Great question, and sorry I got distracted from your line of questioning here, but the reanimated roach kind of got me out of my game there.

I think it’s not quite right to say that “grammar cannot be used to decipher meaning” as a general principle.  PdM’s point is that critical approaches that subsume all of signification under “grammar” (by which he means something like “the systematic producing of meaning via structured differences”) fail in the end, since they don’t account for the strange feature of language that he calls “rhetoric.”  Rhetoric in his sense is much more extensive than the “rhetorical question” or “the stuff that makes a political speech effective.”  By “rhetoric,” he means the subtle signals that tell us to read a given expression differently than is grammar would otherwise dictate.  Crucially, this signal is absent from the “grammar” itself: thus Edith has no way of knowing whether Archie is sincere or ironic except via some kind of extragrammatical “tone.”

Thus with literature: literary writing is full of such “rhetoric” (unlike, say, lab reports or news articles, which are relentlessly “grammatical”).  So we readers are often suspended between interpretive choices in which “grammar” says one thing but “rhetoric” another, with no definitive way to decide.  This propensity to create such “forks in the road” is for de Man what the “poetic” mode is for Jakobson: for de Man, “literature” is not a mode of communication in which the “message” calls attention to itself, but a mode in which “rhetoric” haunts “grammar” and creates “aporias” or interpretive gaps.

So grammar can be used to decipher meaning in all kinds of texts, but often not in “literary” texts, which feature a dynamic tug of war between “grammar” and “rhetoric” in which neither side wins.  Or both.
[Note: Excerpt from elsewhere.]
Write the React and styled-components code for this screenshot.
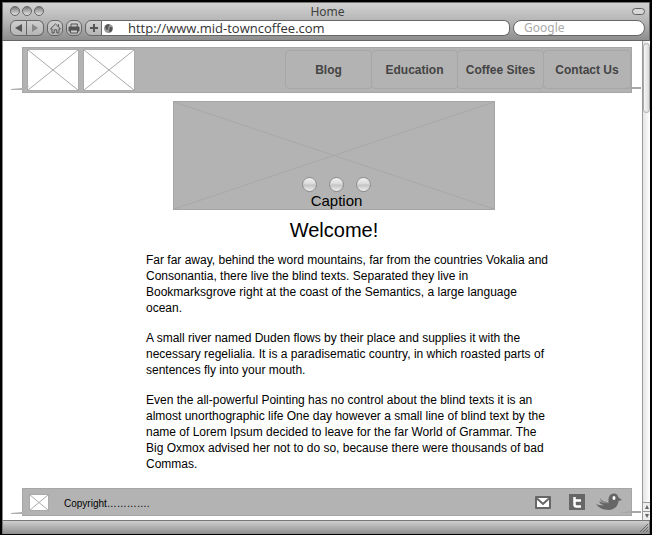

And grammar/rhetoric is not the same as la langue/la parole.  In the latter, “langue” names a structure and “parole” a set of moves/gestures/utterances enabled by that structure.  For grammar/rhetoric, I would say it’s more like a “haunting” relationship like I said before, in which “grammar” is the clear, structured, reasonable pattern and “rhetoric” is the thing that passes through grammar and deranges it but can’t quite be seen or touched itself.

I hope this helps everyone else review a bit of de Man before we do so more systematically tomorrow.  With no roaches, I hope.